In this light, I don’t see what I have been proposing that the organization try to do as a drastic “turn” or reorientation of our politics. I see it as a kind of continuation of the political search that has defined our existence from the very beginning. This search —a search for a road to freedom—has taken us across the boundaries of traditional political categories. The search has been consistent and, in fact, more or less in the same direction. It just hasn’t let itself be determined, or at least not for long, by other people’s categories.

Once, we were Marxists and Leninists, but not Trotskyists. For a while we were Trotskyists who thought Trotsky was wrong, insufficiently libertarian, about Russia. Now, in my opinion, we have passed the line that demarcates Trotskyism and Leninism into something else, something that we need to define We should let other people remain imprisoned by their categories and continue to determine our own, to be our own.

I think the main thing that has changed, the main thing that we have learned, is that there is no absolute knowledge. Before, we looked for some kind of system, some kind of ideology, that answered all questions. Now we know that that doesn’t exist and that systems and ideologies that claim to embody absolute knowledge, to answer all the questions, are inherently dangerous.

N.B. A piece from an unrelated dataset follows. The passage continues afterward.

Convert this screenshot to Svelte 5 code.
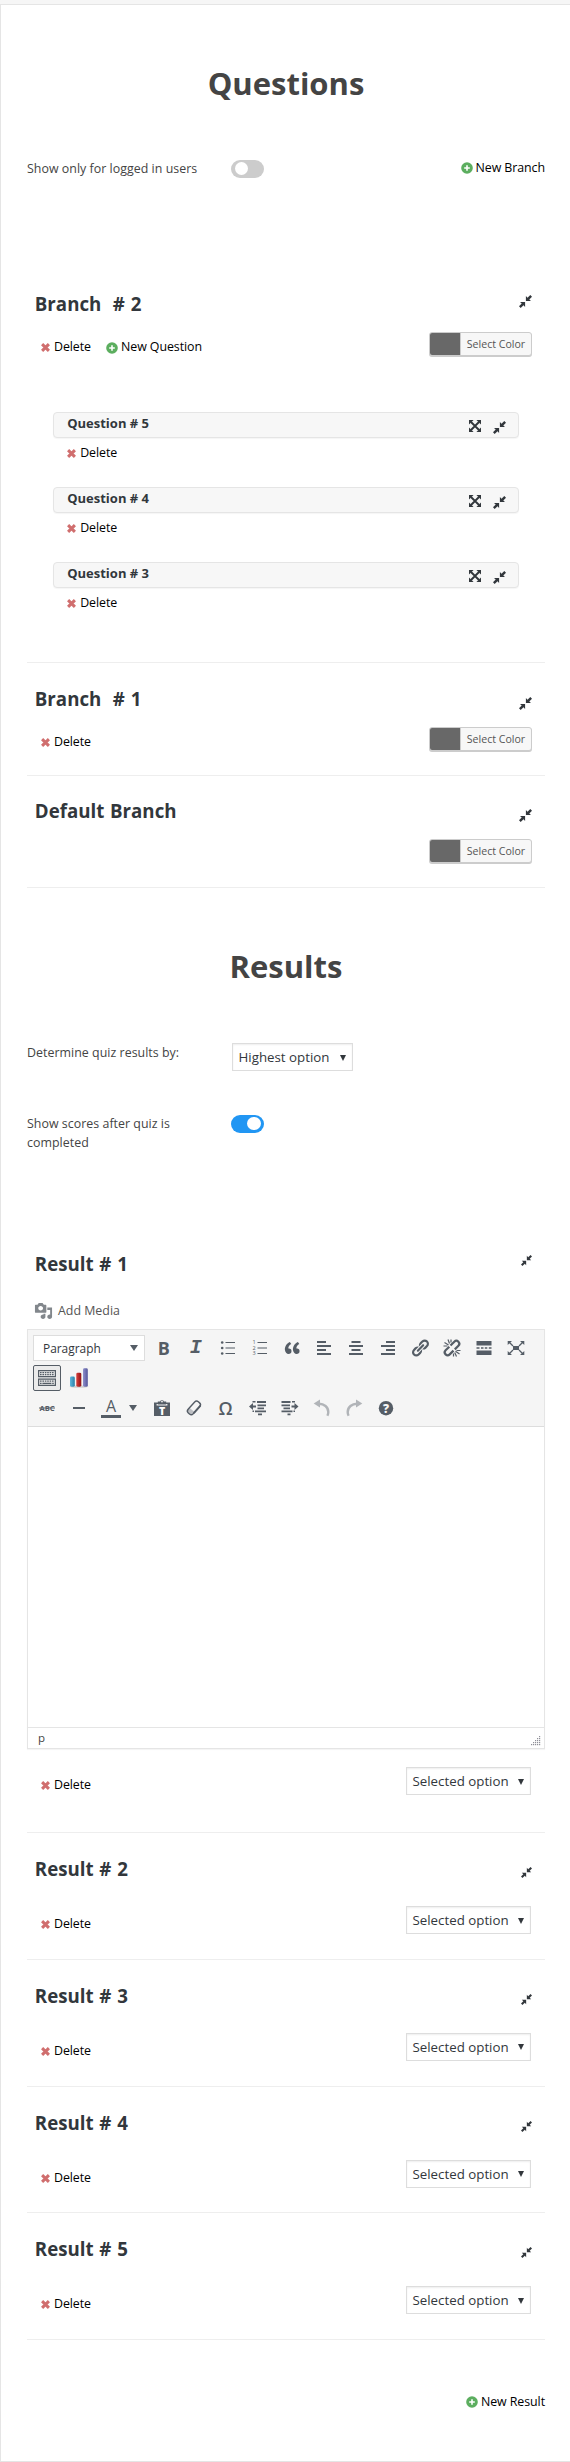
<script>
  const branches = [
    { title: 'Branch \u00a0# 2', raised: true, del: true, add: true, questions: [5, 4, 3] },
    { title: 'Branch \u00a0# 1', del: true },
    { title: 'Default Branch', tight: true }
  ];
  const results = [1, 2, 3, 4, 5];
  const topTools = ['bold', 'italic', 'ul', 'ol', 'quote', 'left', 'center', 'right', 'link', 'unlink', 'more', 'full'];
  const lowTools = ['paste', 'eraser', 'omega', 'outdent', 'indent', 'undo', 'redo', 'help'];
</script>

{#snippet shrink(size)}
  <svg class="shrink" width={size} height={size} viewBox="0 0 13 13">
    <path d="M6.9 1V6.100H12L10.300 4.500 13 1.700 11.300 0 8.500 2.700zM6.100 12V6.900H1l1.700 1.600L0 11.300 1.700 13l2.800-2.700z" fill="currentColor" />
  </svg>
{/snippet}

{#snippet grow()}
  <svg class="grow" width="12" height="12" viewBox="0 0 12 12">
    <path d="M2 2l8 8M10 2l-8 8" stroke="currentColor" stroke-width="1.9" />
    <path d="M0 0h4.600L0 4.600zM12 0v4.600L7.400 0zM0 12V7.400L4.600 12zM12 12H7.400L12 7.400z" fill="currentColor" />
  </svg>
{/snippet}

{#snippet del()}
  <a class="link del">
    <svg width="9" height="9" viewBox="0 0 9 9"><path d="M1.100 1.100l6.800 6.800M7.900 1.100L1.100 7.900" stroke="#d06e6e" stroke-width="3" /></svg>
    <span>Delete</span>
  </a>
{/snippet}

{#snippet add(label)}
  <a class="link add">
    <svg width="12" height="12" viewBox="0 0 12 12"><circle cx="6" cy="6" r="5.800" fill="#5cae5f" /><path d="M6 3.200v5.600M3.200 6h5.600" stroke="#fff" stroke-width="1.600" /></svg>
    <span>{label}</span>
  </a>
{/snippet}

{#snippet dropdown(label)}
  <div class="dropdown">
    <span>{label}</span>
    <svg width="6" height="6" viewBox="0 0 6 6"><path d="M0 0h6L3 6z" fill="#32373c" /></svg>
  </div>
{/snippet}

{#snippet tool(name)}
  <div class="tool" class:off={name === 'undo' || name === 'redo'}>
    {#if name === 'bold'}
      <span class="glyph b">B</span>
    {:else if name === 'italic'}
      <span class="glyph i">I</span>
    {:else if name === 'omega'}
      <span class="glyph o">Ω</span>
    {:else}
    <svg width="20" height="20" viewBox="0 0 20 20" fill="currentColor">
      {#if name === 'ul'}
        <circle cx="4.200" cy="4.500" r="1.300" /><circle cx="4.200" cy="10" r="1.300" /><circle cx="4.200" cy="15.500" r="1.300" />
        <path d="M7.500 4h9.500v1H7.500zM7.500 9.500h9.500v1H7.500zM7.500 15h9.500v1H7.500z" />
      {:else if name === 'ol'}
        <text x="2.600" y="6.400" font-family="Open Sans, sans-serif" font-size="5.500">1</text>
        <text x="2.600" y="11.900" font-family="Open Sans, sans-serif" font-size="5.500">2</text>
        <text x="2.600" y="17.400" font-family="Open Sans, sans-serif" font-size="5.500">3</text>
        <path d="M7.500 4h9.500v1H7.500zM7.500 9.500h9.500v1H7.500zM7.500 15h9.500v1H7.500z" />
      {:else if name === 'quote'}
        <path d="M9.490 13.220c0-.74-.2-1.380-.61-1.900-.62-.78-1.830-.88-2.530-.72-.29-1.650 1.110-3.750 2.920-4.650L7.880 4c-2.730 1.300-5.420 4.280-4.960 8.050C3.210 14.430 4.590 16 6.540 16c.85 0 1.560-.25 2.120-.75s.83-1.180.83-2.030zm8.050 0c0-.74-.2-1.380-.61-1.900-.63-.78-1.830-.88-2.530-.72-.29-1.650 1.110-3.750 2.920-4.650L15.930 4c-2.730 1.300-5.410 4.280-4.950 8.050.29 2.380 1.660 3.950 3.610 3.950.85 0 1.560-.25 2.120-.75s.83-1.180.83-2.030z" />
      {:else if name === 'left'}
        <path d="M3 3h9v2H3zM3 7h14v2H3zM3 11h9v2H3zM3 15h14v2H3z" />
      {:else if name === 'center'}
        <path d="M5.500 3h9v2h-9zM3 7h14v2H3zM5.500 11h9v2h-9zM3 15h14v2H3z" />
      {:else if name === 'right'}
        <path d="M8 3h9v2H8zM3 7h14v2H3zM8 11h9v2H8zM3 15h14v2H3z" />
      {:else if name === 'link'}
        <path d="M17.740 2.760c1.680 1.690 1.680 4.410 0 6.100l-1.530 1.520c-1.120 1.120-2.700 1.470-4.140 1.090l2.620-2.610.76-.77.76-.76c.84-.84.84-2.200 0-3.040-.84-.85-2.200-.85-3.040 0l-.77.76-3.380 3.380c-.37-1.440-.02-3.020 1.100-4.140l1.520-1.530c1.690-1.680 4.420-1.680 6.100 0zM8.590 13.430l5.340-5.340c.42-.42.42-1.100 0-1.520-.44-.43-1.130-.39-1.530 0l-5.330 5.340c-.42.42-.42 1.100 0 1.520.44.43 1.130.39 1.520 0zm-.76 2.290l4.140-4.150c.38 1.440.03 3.020-1.090 4.140l-1.520 1.530c-1.690 1.680-4.410 1.680-6.100 0-1.680-1.680-1.680-4.420 0-6.100l1.530-1.520c1.120-1.120 2.700-1.470 4.140-1.100l-4.140 4.150c-.85.84-.85 2.200 0 3.050.84.84 2.200.84 3.040 0z" />
      {:else if name === 'unlink'}
        <g fill="none" stroke="currentColor">
          <path d="M8.500 7.500l3.800-3.800a2.900 2.900 0 0 1 4.100 0 2.900 2.900 0 0 1 0 4.100L12.800 11.400M7.300 8.700L3.600 12.300a2.900 2.900 0 0 0 0 4.100 2.900 2.900 0 0 0 4.100 0l3.800-3.800" stroke-width="2.200" />
          <path d="M1.500 8h4M2.500 4.500l4 2.500M6 1.500l1.500 4M9 1.500v3M18.500 12.500h-4M17.500 16l-4-2.800M14.500 18.500l-1.800-4M11.500 18.500v-3" stroke-width="1.200" />
        </g>
      {:else if name === 'more'}
        <path d="M2.500 3h15v4.500h-15zM2.500 9.200h3v1.600h-3zM7 9.200h2.500v1.600H7zM10.800 9.200h2.500v1.600h-2.500zM14.800 9.200h2.700v1.600h-2.700zM2.500 12.500h15V17h-15z" />
      {:else if name === 'full'}
        <path d="M7 8h6v4H7z" />
        <path d="M3 4l4 4M17 4l-4 4M3 16l4-4M17 16l-4-4" stroke="currentColor" stroke-width="1.300" />
        <path d="M1.700 3H6L1.700 7zM18.300 3v4L14 3zM1.700 17v-4L6 17zM18.300 17H14l4.300-4z" />
      {:else if name === 'keyboard'}
        <path fill-rule="evenodd" d="M1 2h18v7.300H1zm1.200 1.200v4.900h15.600V3.200zM1 10.500h18V18H1zm1.200 1.200v5.100h15.600v-5.100z" />
        <path d="M3 4.700h14M3 6.700h14M3 13.200h14" stroke="currentColor" stroke-width="1.200" stroke-dasharray="1.600 .8" />
        <path d="M3 15.400h14" stroke="currentColor" stroke-width="1.200" stroke-dasharray="1.600 .8 9 .8 1.600" />
      {:else if name === 'chart'}
        <defs>
          <linearGradient id="c1" x1="0" x2="1"><stop offset="0" stop-color="#5fb8dc" /><stop offset="1" stop-color="#2a7fa8" /></linearGradient>
          <linearGradient id="c2" x1="0" x2="1"><stop offset="0" stop-color="#d8403c" /><stop offset="1" stop-color="#8e1013" /></linearGradient>
          <linearGradient id="c3" x1="0" x2="1"><stop offset="0" stop-color="#8f90cc" /><stop offset="1" stop-color="#54559a" /></linearGradient>
        </defs>
        <ellipse cx="10" cy="18.600" rx="9.500" ry="1.200" fill="#cfcfcf" />
        <rect x="1" y="8.500" width="4.800" height="10.200" rx="1.400" fill="url(#c1)" />
        <rect x="7.300" y="4.700" width="5" height="14" rx="1.400" fill="url(#c2)" />
        <rect x="14" y=".3" width="4.800" height="18.400" rx="1.400" fill="url(#c3)" />
      {:else if name === 'abc'}
        <text x="10" y="12.700" font-family="Open Sans, sans-serif" font-size="7.600" font-weight="700" text-anchor="middle" textLength="15">ABC</text>
        <path d="M2 9.500h16v1H2z" />
      {:else if name === 'hr'}
        <path d="M4 9h12v2H4z" />
      {:else if name === 'paste'}
        <path fill-rule="evenodd" d="M2 4.500h3.800V3.400h2.400a1.900 1.900 0 0 1 3.600 0h2.400v1.100H18V18H2zM4.600 5.900v1.500h10.800V5.900h-1.200v.7H5.800v-.7zM10 2.600a.9.9 0 1 0 0 1.800.9.9 0 0 0 0-1.800z" />
        <text x="10" y="16.500" font-family="Open Sans, sans-serif" font-size="10.500" font-weight="800" text-anchor="middle" fill="#fff">T</text>
      {:else if name === 'eraser'}
        <g transform="rotate(-48 10 10)">
          <rect x="2.500" y="6.500" width="15" height="6.800" rx="2.600" fill="none" stroke="currentColor" stroke-width="1.400" />
          <path d="M5.500 6.500h1.800v6.800H5.500a2.600 2.600 0 0 1-2.600-2.600V9.200A2.600 2.600 0 0 1 5.500 6.500z" fill-opacity=".35" />
          <path d="M6 12.300h10v1.900H6z" />
        </g>
      {:else if name === 'outdent'}
        <path d="M1 8.500L5 5v2.500h3v2H5V12zM9 3h9v2H9zM4.500 3H7.500v1.500h-3zM9.500 6.500H18v1.700H9.500zM9.500 9.500H16v1.700H9.500zM7 12.500h11v1.700H7zM10 15.500h4v1.700h-4zM4.500 12.500h1.500v1.500H4.500z" />
      {:else if name === 'indent'}
        <path d="M18.500 8.500L14.500 5v2.500h-3v2h3V12zM1.500 3h9v2h-9zM12 3h3v1.500h-3zM1.500 6.500H10v1.700H1.500zM3.500 9.500H10v1.700H3.500zM1.500 12.500h11v1.700h-11zM7.500 15.500h3v1.700h-3zM13.500 12.500H15v1.500h-1.500z" />
      {:else if name === 'undo'}
        <path d="M1.700 5.500L8 1.500v8z" /><path d="M7 5.700c5 0 9.300 3.300 9.300 8.300 0 1.500-.3 2.700-.9 3.800" fill="none" stroke="currentColor" stroke-width="2.400" />
      {:else if name === 'redo'}
        <path d="M18.300 5.500L12 1.500v8z" /><path d="M13 5.700c-5 0-9.300 3.300-9.300 8.300 0 1.500.3 2.700.9 3.800" fill="none" stroke="currentColor" stroke-width="2.400" />
      {:else if name === 'help'}
        <circle cx="10" cy="10.200" r="7.200" />
        <text x="10" y="14.600" font-family="Open Sans, sans-serif" font-size="12" font-weight="800" text-anchor="middle" fill="#f5f5f5">?</text>
      {/if}
    </svg>
    {/if}
  </div>
{/snippet}

<div class="page">
  <div class="panel">
    <h2>Questions</h2>
    <div class="setting first">
      <div class="label">Show only for logged in users</div>
      <div class="toggle"><i></i></div>
      <div class="push">{@render add('New Branch')}</div>
    </div>

    <div class="branches">
      {#each branches as b}
        <section class="block" class:tight={b.tight}>
          <div class="head" class:raised={b.raised}>
            <h3>{b.title}</h3>
            {@render shrink(13)}
          </div>
          <div class="row">
            <div class="actions">
              {#if b.del}{@render del()}{/if}
              {#if b.add}{@render add('New Question')}{/if}
            </div>
            <div class="picker"><i></i><span>Select Color</span></div>
          </div>
          {#if b.questions}
            <div class="questions">
              {#each b.questions as q}
                <div class="question">
                  <div class="bar">
                    <h4>Question # {q}</h4>
                    {@render grow()}
                    {@render shrink(13)}
                  </div>
                  {@render del()}
                </div>
              {/each}
            </div>
          {/if}
        </section>
      {/each}
    </div>

    <h2>Results</h2>
    <div class="setting second">
      <div class="label">Determine quiz results by:</div>
      {@render dropdown('Highest option')}
    </div>
    <div class="setting third">
      <div class="label">Show scores after quiz is completed</div>
      <div class="toggle on"><i></i></div>
    </div>

    <div class="results">
      {#each results as r}
        <section class="block result" class:open={r === 1}>
          <div class="head" class:raised={r === 1}>
            <h3>Result # {r}</h3>
            {@render shrink(11)}
          </div>
          {#if r === 1}
            <div class="media">
              <svg width="19" height="18" viewBox="0 0 20 20" preserveAspectRatio="none"><path fill="#82878c" d="M13 11V4c0-.55-.45-1-1-1h-1.670L9 1H5L3.670 3H2c-.55 0-1 .45-1 1v7c0 .55.45 1 1 1h10c.55 0 1-.45 1-1zM7 4.500c1.380 0 2.500 1.120 2.500 2.500S8.380 9.500 7 9.500 4.500 8.380 4.500 7 5.620 4.500 7 4.500zM14 6h5v10.500c0 1.380-1.120 2.500-2.500 2.500S14 17.880 14 16.500s1.120-2.500 2.500-2.500c.17 0 .34.02.5.05V9h-3V6zm-4 8.050V13h2v3.500c0 1.380-1.120 2.500-2.500 2.500S7 17.880 7 16.500 8.120 14 9.500 14c.17 0 .34.02.5.05z" /></svg>
              <span>Add Media</span>
            </div>
            <div class="editor">
              <div class="toolbar">
                <div class="tools">
                  <div class="format"><span>Paragraph</span><b class="caret"></b></div>
                  {#each topTools as t}{@render tool(t)}{/each}
                </div>
                <div class="tools">
                  <div class="pressed">{@render tool('keyboard')}</div>
                  {@render tool('chart')}
                </div>
                <div class="tools">
                  {@render tool('abc')}
                  {@render tool('hr')}
                  <div class="colour"><span>A</span><b class="caret"></b></div>
                  {#each lowTools as t}{@render tool(t)}{/each}
                </div>
              </div>
              <div class="canvas"></div>
              <div class="status">
                <span>p</span>
                <svg width="10" height="10" viewBox="0 0 10 10" fill="#8f8f98">
                  {#each [0, 1, 2, 3, 4] as y}
                    {#each [0, 1, 2, 3, 4] as x}
                      {#if x + y >= 4}<rect x={x * 2} y={y * 2} width="1.200" height="1.200" />{/if}
                    {/each}
                  {/each}
                </svg>
              </div>
            </div>
          {/if}
          <div class="row">
            <div class="actions">{@render del()}</div>
            {@render dropdown('Selected option')}
          </div>
        </section>
      {/each}
    </div>
    <div class="footer">{@render add('New Result')}</div>
  </div>
</div>

<style>
  :global(body) { background: #f6f6f6; overflow: hidden; }
  .page {
    box-sizing: border-box; width: 570px; height: 2462px; padding-top: 4px; overflow: hidden;
    font-family: "Open Sans", "Noto Sans", sans-serif; font-size: 12.4px; line-height: 20px; color: #444;
  }
  .panel {
    box-sizing: border-box; width: 571px; height: 2458px; padding: 0 25px 0 26px;
    background: #fff; border: 1px solid #e5e5e5;
  }
  h2, h3, h4 { margin: 0; font-weight: 700; white-space: nowrap; }
  h2 { padding: 58px 0 1px; font-size: 31px; line-height: 40px; text-align: center; color: #444; }
  h3 { font-size: 18.7px; line-height: 26px; word-spacing: .9px; color: #32373c; }
  h4 { flex: 1; font-size: 13px; line-height: 20px; color: #32373c; }
  svg { display: block; flex: none; overflow: visible; }

  .setting { display: flex; align-items: flex-start; }
  .first { margin-top: 53px; height: 111px; }
  .second { margin-top: 55px; height: 71px; }
  .third { height: 115px; }
  .label { width: 180px; margin-right: 24px; line-height: 19px; letter-spacing: .03px; }
  .first .label { padding-top: 2px; }
  .second .label { padding-top: 1px; }
  .third .label { padding-top: 1px; }
  .second .dropdown { width: 121px; margin: 1px 0 0 1px; }
  .push { margin-left: auto; }

  .toggle { box-sizing: border-box; width: 33px; height: 18px; margin-top: 3px; padding: 2px 3.5px; border-radius: 9px; background: #ccc; display: flex; }
  .toggle i { width: 13.4px; height: 13.4px; border-radius: 50%; background: #fff; }
  .third .toggle { margin-top: 2px; }
  .on { background: #2196f3; justify-content: flex-end; }

  .link { display: flex; align-items: center; color: #000; white-space: nowrap; letter-spacing: -.07px; }
  .del { gap: 4.5px; }
  .del svg { margin-top: 1px; }
  .add { gap: 3px; }
  .add svg { margin-top: 1px; }
  .push .link { padding-top: .5px; }

  .block { padding: 23px 0; border-bottom: 1px solid #eee; }
  .tight { padding-top: 22px; }
  .head { display: flex; justify-content: space-between; height: 26px; padding: 0 13px 0 7.8px; color: #32373c; }
  .head :global(.shrink) { margin-top: 11px; }
  .raised :global(.shrink) { margin-top: 4px; }
  .row { display: flex; justify-content: space-between; align-items: flex-start; margin-top: 15px; padding: 0 13px 0 13.5px; }
  .actions { display: flex; gap: 15px; padding-top: 5px; }

  .picker {
    box-sizing: border-box; display: flex; width: 103px; height: 24px; margin-bottom: 1px;
    border: 1px solid #ccc; border-radius: 3px; background: #f7f7f7; box-shadow: 0 1px 0 #ccc; overflow: hidden;
  }
  .picker i { width: 30px; background: #686868; border-right: 1px solid #ccc; }
  .picker span { flex: 1; text-align: center; font-size: 10.6px; line-height: 22px; color: #555; white-space: nowrap; }

  .questions { margin-top: 55px; padding: 0 26px 2px; }
  .question { height: 75px; }
  .bar {
    box-sizing: border-box; display: flex; height: 26px; padding: 0 12px 0 13.2px; color: #32373c;
    background: #f7f7f7; border: 1px solid #e5e5e5; border-radius: 4px; box-shadow: 0 1px 1px rgba(0,0,0,.04);
  }
  .bar :global(.grow) { margin: 7px 12px 0 0; }
  .bar :global(.shrink) { margin-top: 8px; }
  .question > .link { padding: 5px 0 0 13.7px; }

  .dropdown {
    box-sizing: border-box; display: flex; align-items: center; justify-content: space-between; width: 125px; height: 28px;
    padding: 0 6px 0 5.5px; border: 1px solid #ddd; background: #fff; box-shadow: inset 0 1px 2px rgba(0,0,0,.07);
    color: #32373c; font-size: 13.3px; white-space: nowrap;
  }
  .dropdown svg { margin-top: 1px; }

  .result { padding-bottom: 24.75px; }
  .result .row { margin-top: 24px; padding-right: 14px; }
  .result .actions { padding-top: 8px; }
  .open { padding-bottom: 37px; }
  .open .row { margin-top: 18px; }

  .media { display: flex; align-items: center; gap: 5px; height: 20px; margin: 23.5px 0 8.5px; padding-left: 7px; color: #555; }
  .editor { box-sizing: border-box; display: flex; flex-direction: column; height: 420px; border: 1px solid #e5e5e5; box-shadow: 0 1px 1px rgba(0,0,0,.04); }
  .toolbar { box-sizing: border-box; display: flex; flex-direction: column; gap: 4px; height: 97px; padding: 5px; background: #f5f5f5; border-bottom: 1px solid #ddd; }
  .tools { display: flex; gap: 4px; height: 26px; }
  .tool { display: flex; align-items: center; justify-content: center; width: 28px; height: 26px; color: #555d66; }
  .glyph { line-height: 26px; }
  .b { font-size: 18px; font-weight: 700; }
  .i { font-family: "Liberation Mono", monospace; font-size: 20px; font-weight: 700; font-style: italic; }
  .o { font-size: 18px; font-weight: 600; }
  .off { opacity: .42; }
  .pressed { box-sizing: border-box; display: flex; align-items: center; justify-content: center; width: 28px; height: 26px; border: 1px solid #555d66; border-radius: 2px; background: #ebebeb; }
  .format {
    box-sizing: border-box; display: flex; align-items: center; justify-content: space-between; width: 112px; height: 26px; margin-right: .7px;
    padding: 0 6px 0 9px; border: 1px solid #ddd; background: #fff; color: #32373c; font-size: 11.9px;
  }
  .caret { width: 0; height: 0; border: 4px solid transparent; border-top: 6px solid #555d66; border-bottom: 0; }
  .colour { display: flex; align-items: center; width: 46.5px; gap: 8px; padding-left: 4px; box-sizing: border-box; color: #555d66; }
  .colour span { box-sizing: border-box; width: 20px; height: 20px; border-bottom: 3px solid #555d66; text-align: center; font-size: 16px; line-height: 16px; }
  .canvas { flex: 1; background: #fff; }
  .status { box-sizing: border-box; display: flex; justify-content: space-between; align-items: center; height: 21px; padding: 0 3px 0 10px; border-top: 1px solid #e5e5e5; font-size: 11.5px; }
  .status svg { margin-top: 5px; }

  .footer { display: flex; justify-content: flex-end; padding-top: 51.5px; }
</style>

Today, we know that the (relative, changing) truth can only be found through a dialogue, a discussion among different groups and individuals. Humanity can only solve its problems if it can discuss them, talk about them and arrive at democratic decisions, Lenin, following Marx (who in turn followed Hegel), subsumed dialogue in the dialectic of history (which eventually arrives at socialism) and an absolute knowledge of that history, Marxism

Although Lenin was subjectively for freedom, he helped snuff it out, because he believed that historical truth was embodied in the Bolshevik Party. We have to recognize that only a dialectic that never ceases, a dialogue among human beings, can lead to freedom.